We’ve all heard about famous billionaires like Bill Gates, Richard Branson, and Warren Buffet; people with bigger-than-life fortunes who could probably buy out a small country if they wanted to.
But with all the attention given to these wealthy men, why doesn’t anybody talk about a man who, at one point in time, was not only the richest man in Japan, but the richest man in the world?
Who is he, and why have we never heard of him?
Who Was The Richest Man In The World?
During Japan’s insane economic boom of the 80s, it looked like the country was unstoppable. Virtually every single metric of economic success had been going through the roof for decades with no sign of stopping.
And nobody was a more literal embodiment of Japan’s economic success than a businessman by the name of Yoshiaki Tsutsumi.
A young Tsutsumi
And according to the Malcolm Gladwell book Outliers, on the list of the 75 richest people in all of human history – a list that includes 19th century robber barons, dot-com billionaires, kings, dukes, and pharaohs – Tsutsumi is the lone Japanese representative.
For a time, he chaired the Japanese Olympic Committee, and helped lobby for the 1998 Winter Olympics to be held in Nagano, Japan.
You can see that while he wasn’t a playboy like Richard Branson nor quite as immensely wealthy as Bill Gates, Tsutsumi was still an extremely rich and influential man.
How Did He Get So Rich?
Even though Tsutsumi was an illegitimate child, he was nonetheless born with a silver spoon in his mouth.
Tsutsumi’s father was the patriarch of one of the most influential families in modern Japan. He was the chairman of the Seibu Corporation, a powerful company that deals in railways, hotels, and other real estate.
His father held the position of chairman until his death, when Tsutsumi inherited the throne. After the torch had been passed, Tsutsumi continued to build upon his father’s empire.
Tsutsumi acquired hotels, ski resorts, and golf courses, growing his real estate empire to monumental sizes.
He bought the Saitama Lions baseball team and turned it around from a no-name franchise into a league winner and national champion. The Seibu corporation even, at one point, considered buying the Seattle Mariners.
But for being such a powerful man, it seems Tsutsumi has kept a relatively low profile as of late. What’s the deal?
Where Is He Now?
Tsutsumi has all but fallen off the map, and for good reason.
There was obviously the bursting of Japan’s real estate bubble, which brought down the entire Japanese economy from its astronomical 1980s heights; but there are also more devious factors behind Tsutsumi’s downfall.
In 2004, shady accounting practices and violation of financial regulations rocked his company, the Seibu Corporation. The company was taken off the Tokyo Stock Exchange and eventually had to reorganize. The president of the company hanged himself out of disgrace.

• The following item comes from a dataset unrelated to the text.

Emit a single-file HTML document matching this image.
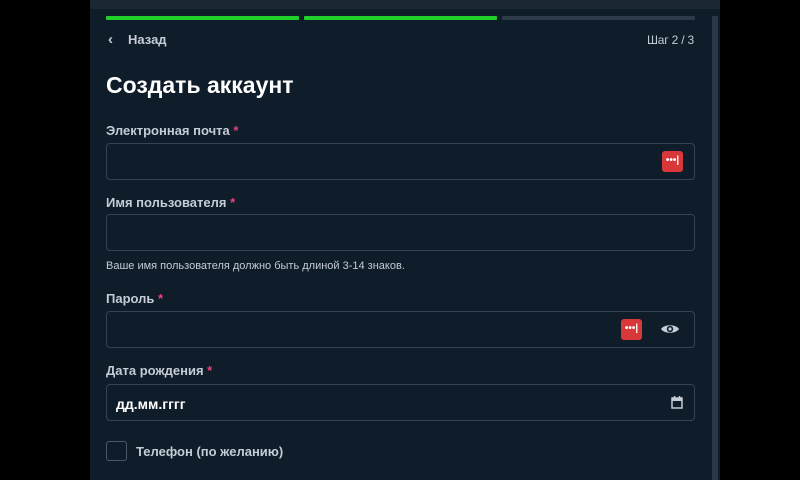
<!DOCTYPE html>
<html><head><meta charset="utf-8"><style>
*{margin:0;padding:0;box-sizing:border-box}
body{width:800px;height:480px;background:#000;font-family:"Liberation Sans",sans-serif;position:relative;overflow:hidden}
.panel{position:absolute;left:90px;top:0;width:630px;height:480px;background:#0f1c29}
.top{position:absolute;left:90px;top:0;width:630px;height:9px;background:#1b2834}
.sb{position:absolute;left:712px;top:16px;width:6px;height:464px;background:#2a3744}
.bar{position:absolute;top:16px;height:4px;border-radius:1px}
.t{position:absolute;color:#c4ccd6;font-size:13px;font-weight:bold}
.in{position:absolute;left:106px;width:589px;height:37px;border:1.5px solid #354352;border-radius:4px;background:#0f1c29}
.lp{position:absolute;width:21px;height:21px;background:#d9383a;border-radius:3px;color:#fff;font-size:10px;line-height:19px;text-align:center;font-weight:bold}
.st{color:#e0457a}
</style></head><body>
<div class="panel"></div><div class="top"></div><div class="sb"></div>
<div class="bar" style="left:106px;width:193px;background:#1fd12a"></div>
<div class="bar" style="left:304px;width:193px;background:#1fd12a"></div>
<div class="bar" style="left:502px;width:193px;background:#2d3b49"></div>
<div class="t" style="left:108px;top:31px;font-size:15px">‹</div>
<div class="t" style="left:128px;top:32px">Назад</div>
<div class="t" style="left:647px;top:33px;font-weight:normal;font-size:12px;letter-spacing:-0.2px">Шаг 2 / 3</div>
<div class="t" style="left:106px;top:72px;font-size:23px;color:#fff">Создать аккаунт</div>
<div class="t" style="left:106px;top:123px">Электронная почта <span class="st">*</span></div>
<div class="in" style="top:143px"></div>
<div class="lp" style="left:662px;top:151px">•••|</div>
<div class="t" style="left:106px;top:195px">Имя пользователя <span class="st">*</span></div>
<div class="in" style="top:214px"></div>
<div class="t" style="left:106px;top:260px;font-size:11px;font-weight:normal">Ваше имя пользователя должно быть длиной 3-14 знаков.</div>
<div class="t" style="left:106px;top:291px">Пароль <span class="st">*</span></div>
<div class="in" style="top:311px"></div>
<div class="lp" style="left:621px;top:319px">•••|</div>
<svg style="position:absolute;left:660px;top:321px" width="20" height="16" viewBox="0 0 20 16"><path d="M1 8C4 3 16 3 19 8C16 13 4 13 1 8Z" fill="#c4ccd6"/><circle cx="10" cy="8" r="3.2" fill="#0f1c29"/><circle cx="10" cy="8" r="1.6" fill="#c4ccd6"/></svg>
<div class="t" style="left:106px;top:363px">Дата рождения <span class="st">*</span></div>
<div class="in" style="top:384px"></div>
<div class="t" style="left:116px;top:396px;color:#fff;font-size:14px">дд.мм.гггг</div>
<svg style="position:absolute;left:671px;top:396px" width="12" height="13" viewBox="0 0 12 13"><rect x="1" y="2" width="10" height="10" fill="none" stroke="#c4ccd6" stroke-width="1.5"/><rect x="1" y="2" width="10" height="3" fill="#c4ccd6"/><path d="M3.5 0v3M8.5 0v3" stroke="#c4ccd6" stroke-width="1.5"/></svg>
<div style="position:absolute;left:106px;top:441px;width:21px;height:20px;border:1.5px solid #4a5866;border-radius:3px"></div>
<div class="t" style="left:136px;top:444px">Телефон (по желанию)</div>
</body></html>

The following year was even worse for Tsutsumi. In 2005, he was arrested for insider trading and falsifying documents. His punishment? A fine of around $50,000, and a short prison sentence.
But the biggest blow to Tsutsumi wasn’t the fine or prison time, but his loss of the Seibu empire. When the Seibu scandal broke, Tsutsumi was forced to resign from every post he held within the company.
In a lot of ways, Tsutsumi’s success and downfall is an allegory for the boom and bust of the Japanese economy. The 80s brought larger-than-life financial success, but after the bubble burst, later years were filled with failure and scandal.
Right now Tsutsumi is 78 years old, and despite Japan’s extremely long life expectancy, I don’t expect to see him making any comebacks anytime soon. Hopefully he has a nice swimming pool full of 500 yen coins that he can lounge by to live out his remaining years.